____ Supplied records

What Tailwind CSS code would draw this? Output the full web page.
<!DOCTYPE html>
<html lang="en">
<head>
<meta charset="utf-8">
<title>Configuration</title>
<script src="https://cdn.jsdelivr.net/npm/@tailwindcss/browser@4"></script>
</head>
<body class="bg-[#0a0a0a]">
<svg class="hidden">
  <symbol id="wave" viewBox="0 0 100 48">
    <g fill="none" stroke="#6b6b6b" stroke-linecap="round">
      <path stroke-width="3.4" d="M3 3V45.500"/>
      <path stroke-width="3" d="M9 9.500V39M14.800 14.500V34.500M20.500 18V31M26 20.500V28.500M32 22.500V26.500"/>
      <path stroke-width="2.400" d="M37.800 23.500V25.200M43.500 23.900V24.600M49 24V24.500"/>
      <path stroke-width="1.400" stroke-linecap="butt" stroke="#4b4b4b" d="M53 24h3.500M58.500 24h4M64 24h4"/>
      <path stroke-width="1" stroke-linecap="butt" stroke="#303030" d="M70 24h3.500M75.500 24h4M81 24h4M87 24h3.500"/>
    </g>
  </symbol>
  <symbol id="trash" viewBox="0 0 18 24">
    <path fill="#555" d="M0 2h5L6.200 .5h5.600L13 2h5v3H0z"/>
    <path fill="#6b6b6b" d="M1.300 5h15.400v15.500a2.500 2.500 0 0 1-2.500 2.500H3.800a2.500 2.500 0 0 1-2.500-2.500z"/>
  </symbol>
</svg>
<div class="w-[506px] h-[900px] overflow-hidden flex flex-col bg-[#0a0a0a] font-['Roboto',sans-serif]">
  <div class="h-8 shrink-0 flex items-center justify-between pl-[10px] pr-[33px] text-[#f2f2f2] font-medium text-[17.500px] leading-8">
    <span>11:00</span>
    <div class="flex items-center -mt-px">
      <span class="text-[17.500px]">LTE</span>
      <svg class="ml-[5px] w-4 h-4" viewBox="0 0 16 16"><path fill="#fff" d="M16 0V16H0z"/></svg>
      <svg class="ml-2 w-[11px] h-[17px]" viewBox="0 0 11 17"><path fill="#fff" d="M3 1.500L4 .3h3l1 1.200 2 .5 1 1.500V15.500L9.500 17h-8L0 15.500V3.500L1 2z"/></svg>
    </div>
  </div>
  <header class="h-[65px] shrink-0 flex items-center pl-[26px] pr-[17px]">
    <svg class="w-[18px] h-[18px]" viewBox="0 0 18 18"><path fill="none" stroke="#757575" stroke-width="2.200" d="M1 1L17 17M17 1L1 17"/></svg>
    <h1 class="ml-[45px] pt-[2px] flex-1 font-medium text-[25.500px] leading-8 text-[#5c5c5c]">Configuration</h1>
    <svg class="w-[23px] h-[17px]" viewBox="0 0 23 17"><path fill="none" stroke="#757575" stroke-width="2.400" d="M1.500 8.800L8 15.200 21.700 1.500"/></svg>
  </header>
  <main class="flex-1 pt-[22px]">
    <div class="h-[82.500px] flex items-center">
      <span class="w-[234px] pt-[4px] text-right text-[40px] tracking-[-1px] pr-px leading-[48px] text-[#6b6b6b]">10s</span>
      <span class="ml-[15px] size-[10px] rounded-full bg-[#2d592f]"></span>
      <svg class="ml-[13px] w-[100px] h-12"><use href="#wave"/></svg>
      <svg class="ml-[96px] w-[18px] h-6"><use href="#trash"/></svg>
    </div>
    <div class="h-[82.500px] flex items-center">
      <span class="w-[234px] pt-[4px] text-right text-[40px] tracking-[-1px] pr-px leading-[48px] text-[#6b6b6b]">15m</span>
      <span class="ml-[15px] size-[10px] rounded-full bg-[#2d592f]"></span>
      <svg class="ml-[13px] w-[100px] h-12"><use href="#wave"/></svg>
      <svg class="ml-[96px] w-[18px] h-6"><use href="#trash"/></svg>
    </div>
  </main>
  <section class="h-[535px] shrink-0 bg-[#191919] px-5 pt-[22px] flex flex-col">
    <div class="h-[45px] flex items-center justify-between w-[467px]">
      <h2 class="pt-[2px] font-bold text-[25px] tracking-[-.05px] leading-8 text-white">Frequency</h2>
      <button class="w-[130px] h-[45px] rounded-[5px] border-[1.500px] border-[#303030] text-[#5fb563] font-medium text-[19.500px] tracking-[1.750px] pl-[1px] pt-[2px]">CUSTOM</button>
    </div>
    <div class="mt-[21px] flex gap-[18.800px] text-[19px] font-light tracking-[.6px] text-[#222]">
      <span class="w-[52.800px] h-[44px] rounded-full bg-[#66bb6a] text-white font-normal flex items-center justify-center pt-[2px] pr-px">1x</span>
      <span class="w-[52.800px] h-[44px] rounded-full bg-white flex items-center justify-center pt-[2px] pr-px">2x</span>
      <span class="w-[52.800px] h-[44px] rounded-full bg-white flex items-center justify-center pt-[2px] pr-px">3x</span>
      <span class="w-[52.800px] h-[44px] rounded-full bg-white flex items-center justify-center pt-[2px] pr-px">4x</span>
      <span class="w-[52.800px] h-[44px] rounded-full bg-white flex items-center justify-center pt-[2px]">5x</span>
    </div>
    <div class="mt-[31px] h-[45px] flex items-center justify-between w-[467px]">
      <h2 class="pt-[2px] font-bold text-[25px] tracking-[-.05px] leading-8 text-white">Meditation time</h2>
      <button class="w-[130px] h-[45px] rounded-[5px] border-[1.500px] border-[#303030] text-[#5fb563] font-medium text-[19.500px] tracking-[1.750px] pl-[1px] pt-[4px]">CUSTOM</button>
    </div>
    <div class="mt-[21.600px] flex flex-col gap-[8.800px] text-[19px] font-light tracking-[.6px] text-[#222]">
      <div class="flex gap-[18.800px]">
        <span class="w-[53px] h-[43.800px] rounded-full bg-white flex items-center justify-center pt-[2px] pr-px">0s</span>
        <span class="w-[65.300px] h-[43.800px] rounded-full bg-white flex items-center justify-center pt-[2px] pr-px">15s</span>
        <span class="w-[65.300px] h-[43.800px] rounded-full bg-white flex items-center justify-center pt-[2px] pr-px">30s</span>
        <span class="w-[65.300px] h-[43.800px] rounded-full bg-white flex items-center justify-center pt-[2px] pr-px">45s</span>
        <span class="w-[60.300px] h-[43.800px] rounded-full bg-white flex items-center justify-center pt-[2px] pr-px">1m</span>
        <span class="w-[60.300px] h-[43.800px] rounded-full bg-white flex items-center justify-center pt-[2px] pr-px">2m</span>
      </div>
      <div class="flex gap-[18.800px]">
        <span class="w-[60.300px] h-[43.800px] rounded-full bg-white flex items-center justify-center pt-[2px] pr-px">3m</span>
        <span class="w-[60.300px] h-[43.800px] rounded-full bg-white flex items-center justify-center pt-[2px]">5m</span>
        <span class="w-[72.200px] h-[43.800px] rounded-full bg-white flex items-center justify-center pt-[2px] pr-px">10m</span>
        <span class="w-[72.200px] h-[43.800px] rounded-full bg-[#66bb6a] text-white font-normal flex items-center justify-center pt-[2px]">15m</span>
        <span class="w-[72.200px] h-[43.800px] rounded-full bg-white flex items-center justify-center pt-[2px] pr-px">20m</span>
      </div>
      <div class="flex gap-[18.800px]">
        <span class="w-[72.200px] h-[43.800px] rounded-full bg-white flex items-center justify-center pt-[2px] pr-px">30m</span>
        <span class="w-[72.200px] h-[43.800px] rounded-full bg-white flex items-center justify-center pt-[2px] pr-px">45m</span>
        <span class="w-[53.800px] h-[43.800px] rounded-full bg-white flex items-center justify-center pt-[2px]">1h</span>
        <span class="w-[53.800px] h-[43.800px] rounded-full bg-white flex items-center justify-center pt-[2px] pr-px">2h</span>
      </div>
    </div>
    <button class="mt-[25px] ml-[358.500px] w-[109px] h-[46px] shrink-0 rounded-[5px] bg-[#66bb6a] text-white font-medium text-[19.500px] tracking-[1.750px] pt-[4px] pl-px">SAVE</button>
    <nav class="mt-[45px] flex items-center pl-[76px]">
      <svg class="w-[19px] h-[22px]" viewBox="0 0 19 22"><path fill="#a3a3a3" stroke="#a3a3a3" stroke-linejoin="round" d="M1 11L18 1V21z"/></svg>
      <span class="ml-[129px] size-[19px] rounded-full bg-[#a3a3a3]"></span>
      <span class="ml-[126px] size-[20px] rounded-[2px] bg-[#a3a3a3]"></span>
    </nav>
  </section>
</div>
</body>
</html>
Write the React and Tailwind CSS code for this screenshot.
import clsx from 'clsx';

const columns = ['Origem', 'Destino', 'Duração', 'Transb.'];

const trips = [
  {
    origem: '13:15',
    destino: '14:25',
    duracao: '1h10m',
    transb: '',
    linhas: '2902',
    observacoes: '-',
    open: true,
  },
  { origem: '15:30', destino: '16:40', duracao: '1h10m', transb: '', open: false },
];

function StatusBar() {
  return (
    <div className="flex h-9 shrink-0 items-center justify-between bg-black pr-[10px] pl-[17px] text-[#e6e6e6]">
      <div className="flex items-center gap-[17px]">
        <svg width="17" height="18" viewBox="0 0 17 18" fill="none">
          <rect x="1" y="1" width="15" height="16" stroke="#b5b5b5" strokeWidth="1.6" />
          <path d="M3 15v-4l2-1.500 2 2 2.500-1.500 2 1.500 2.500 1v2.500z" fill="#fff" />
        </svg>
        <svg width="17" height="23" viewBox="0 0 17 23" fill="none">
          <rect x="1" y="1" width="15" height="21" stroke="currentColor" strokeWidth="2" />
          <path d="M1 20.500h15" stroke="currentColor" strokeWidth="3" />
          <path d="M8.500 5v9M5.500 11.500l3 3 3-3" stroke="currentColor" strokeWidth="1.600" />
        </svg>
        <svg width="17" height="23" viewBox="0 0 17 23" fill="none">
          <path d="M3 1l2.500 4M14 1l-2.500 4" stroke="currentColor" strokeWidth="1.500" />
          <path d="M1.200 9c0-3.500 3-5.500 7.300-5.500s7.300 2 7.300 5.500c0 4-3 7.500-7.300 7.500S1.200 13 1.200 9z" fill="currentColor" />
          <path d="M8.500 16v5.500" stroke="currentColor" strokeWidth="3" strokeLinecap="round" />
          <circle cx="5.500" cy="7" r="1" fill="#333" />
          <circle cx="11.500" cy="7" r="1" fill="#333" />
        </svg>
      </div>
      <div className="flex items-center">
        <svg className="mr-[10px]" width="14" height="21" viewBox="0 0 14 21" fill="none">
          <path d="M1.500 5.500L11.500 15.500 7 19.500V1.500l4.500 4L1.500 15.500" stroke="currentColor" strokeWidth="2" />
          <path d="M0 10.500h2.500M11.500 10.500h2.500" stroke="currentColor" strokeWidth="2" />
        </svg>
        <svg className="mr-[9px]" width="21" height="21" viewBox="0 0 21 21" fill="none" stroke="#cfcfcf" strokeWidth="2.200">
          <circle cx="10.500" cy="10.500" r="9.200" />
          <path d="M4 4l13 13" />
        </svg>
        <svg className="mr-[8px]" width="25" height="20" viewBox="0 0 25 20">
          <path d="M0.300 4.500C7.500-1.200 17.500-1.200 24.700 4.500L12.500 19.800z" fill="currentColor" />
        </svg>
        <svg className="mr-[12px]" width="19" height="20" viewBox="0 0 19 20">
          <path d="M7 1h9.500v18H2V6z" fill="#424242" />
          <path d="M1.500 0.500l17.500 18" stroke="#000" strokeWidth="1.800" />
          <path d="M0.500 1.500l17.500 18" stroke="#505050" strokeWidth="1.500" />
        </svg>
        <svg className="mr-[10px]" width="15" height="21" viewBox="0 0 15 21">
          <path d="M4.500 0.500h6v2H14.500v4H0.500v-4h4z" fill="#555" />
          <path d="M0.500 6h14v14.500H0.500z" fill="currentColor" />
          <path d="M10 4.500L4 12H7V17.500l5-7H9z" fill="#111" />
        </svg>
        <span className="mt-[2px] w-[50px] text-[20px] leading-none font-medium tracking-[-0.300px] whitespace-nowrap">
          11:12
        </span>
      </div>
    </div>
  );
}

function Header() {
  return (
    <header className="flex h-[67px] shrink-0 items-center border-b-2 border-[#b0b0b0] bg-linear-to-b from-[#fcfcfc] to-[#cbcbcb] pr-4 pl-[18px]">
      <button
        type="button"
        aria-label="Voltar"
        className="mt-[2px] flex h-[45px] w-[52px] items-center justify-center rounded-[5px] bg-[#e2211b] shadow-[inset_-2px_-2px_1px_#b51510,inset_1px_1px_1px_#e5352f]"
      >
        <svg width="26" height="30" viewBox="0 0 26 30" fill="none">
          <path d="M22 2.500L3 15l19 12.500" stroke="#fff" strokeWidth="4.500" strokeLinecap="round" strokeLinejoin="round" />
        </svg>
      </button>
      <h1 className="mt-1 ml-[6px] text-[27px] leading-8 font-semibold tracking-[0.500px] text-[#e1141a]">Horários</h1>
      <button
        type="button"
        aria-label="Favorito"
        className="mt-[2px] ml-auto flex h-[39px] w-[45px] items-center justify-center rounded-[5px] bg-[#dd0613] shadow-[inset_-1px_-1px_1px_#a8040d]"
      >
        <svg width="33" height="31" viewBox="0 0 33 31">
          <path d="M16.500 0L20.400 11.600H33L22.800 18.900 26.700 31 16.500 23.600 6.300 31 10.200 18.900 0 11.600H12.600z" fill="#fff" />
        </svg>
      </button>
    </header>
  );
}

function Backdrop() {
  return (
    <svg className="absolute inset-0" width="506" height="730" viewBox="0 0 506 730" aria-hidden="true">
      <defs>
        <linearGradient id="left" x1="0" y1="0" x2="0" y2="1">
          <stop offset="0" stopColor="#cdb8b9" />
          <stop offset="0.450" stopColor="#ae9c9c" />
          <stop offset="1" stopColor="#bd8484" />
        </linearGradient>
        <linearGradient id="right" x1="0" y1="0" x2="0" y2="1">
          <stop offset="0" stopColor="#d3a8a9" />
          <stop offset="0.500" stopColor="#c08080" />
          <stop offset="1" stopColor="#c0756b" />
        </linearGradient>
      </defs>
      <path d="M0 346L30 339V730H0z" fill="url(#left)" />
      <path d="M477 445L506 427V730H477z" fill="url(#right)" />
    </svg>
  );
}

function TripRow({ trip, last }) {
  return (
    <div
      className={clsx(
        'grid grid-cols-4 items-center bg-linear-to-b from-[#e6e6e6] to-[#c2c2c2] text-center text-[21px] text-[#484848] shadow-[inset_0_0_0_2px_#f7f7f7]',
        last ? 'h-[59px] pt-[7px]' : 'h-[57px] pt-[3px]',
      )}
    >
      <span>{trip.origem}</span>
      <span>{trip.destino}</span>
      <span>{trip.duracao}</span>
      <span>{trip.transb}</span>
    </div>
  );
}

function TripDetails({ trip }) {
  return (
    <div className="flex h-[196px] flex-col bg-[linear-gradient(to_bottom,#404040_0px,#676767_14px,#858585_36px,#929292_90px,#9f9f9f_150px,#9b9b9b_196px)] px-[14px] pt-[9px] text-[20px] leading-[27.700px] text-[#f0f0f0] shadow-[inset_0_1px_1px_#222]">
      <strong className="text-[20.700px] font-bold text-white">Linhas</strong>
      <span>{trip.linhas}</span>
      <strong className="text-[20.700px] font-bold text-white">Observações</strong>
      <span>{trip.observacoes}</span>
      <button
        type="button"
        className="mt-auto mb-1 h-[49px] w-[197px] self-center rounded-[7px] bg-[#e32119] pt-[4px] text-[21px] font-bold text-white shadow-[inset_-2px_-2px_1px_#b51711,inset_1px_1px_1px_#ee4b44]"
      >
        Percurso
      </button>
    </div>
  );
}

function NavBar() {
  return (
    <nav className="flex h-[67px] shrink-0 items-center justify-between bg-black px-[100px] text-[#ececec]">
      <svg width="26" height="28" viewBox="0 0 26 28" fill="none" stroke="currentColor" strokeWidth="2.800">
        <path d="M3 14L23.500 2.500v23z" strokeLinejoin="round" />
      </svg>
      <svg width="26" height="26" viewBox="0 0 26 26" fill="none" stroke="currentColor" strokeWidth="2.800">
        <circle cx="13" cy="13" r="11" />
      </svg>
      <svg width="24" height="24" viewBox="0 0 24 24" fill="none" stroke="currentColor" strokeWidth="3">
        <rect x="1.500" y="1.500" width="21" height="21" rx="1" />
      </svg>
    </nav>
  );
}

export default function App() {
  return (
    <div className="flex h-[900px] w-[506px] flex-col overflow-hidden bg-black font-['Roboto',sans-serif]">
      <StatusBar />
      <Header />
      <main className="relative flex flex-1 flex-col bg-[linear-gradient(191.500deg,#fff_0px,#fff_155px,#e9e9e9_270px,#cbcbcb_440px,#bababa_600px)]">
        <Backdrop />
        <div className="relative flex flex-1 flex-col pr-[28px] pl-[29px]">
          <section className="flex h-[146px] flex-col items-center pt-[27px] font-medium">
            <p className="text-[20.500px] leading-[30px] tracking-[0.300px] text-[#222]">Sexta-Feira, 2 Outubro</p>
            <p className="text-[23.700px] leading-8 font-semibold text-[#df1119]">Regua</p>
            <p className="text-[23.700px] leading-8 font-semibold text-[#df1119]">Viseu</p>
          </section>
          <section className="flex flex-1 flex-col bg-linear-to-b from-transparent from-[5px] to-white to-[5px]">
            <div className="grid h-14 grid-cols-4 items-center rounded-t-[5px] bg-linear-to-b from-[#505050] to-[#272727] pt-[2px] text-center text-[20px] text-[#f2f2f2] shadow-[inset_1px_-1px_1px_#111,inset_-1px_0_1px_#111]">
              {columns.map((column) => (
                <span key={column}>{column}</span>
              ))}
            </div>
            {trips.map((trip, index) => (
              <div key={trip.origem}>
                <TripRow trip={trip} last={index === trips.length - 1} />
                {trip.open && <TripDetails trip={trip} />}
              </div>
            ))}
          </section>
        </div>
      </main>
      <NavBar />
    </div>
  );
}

________

Short problem
Copy every single line of the material above that holds "this".

Exercise answer
What Tailwind CSS code would draw this? Output the full web page.
Write the React and Tailwind CSS code for this screenshot.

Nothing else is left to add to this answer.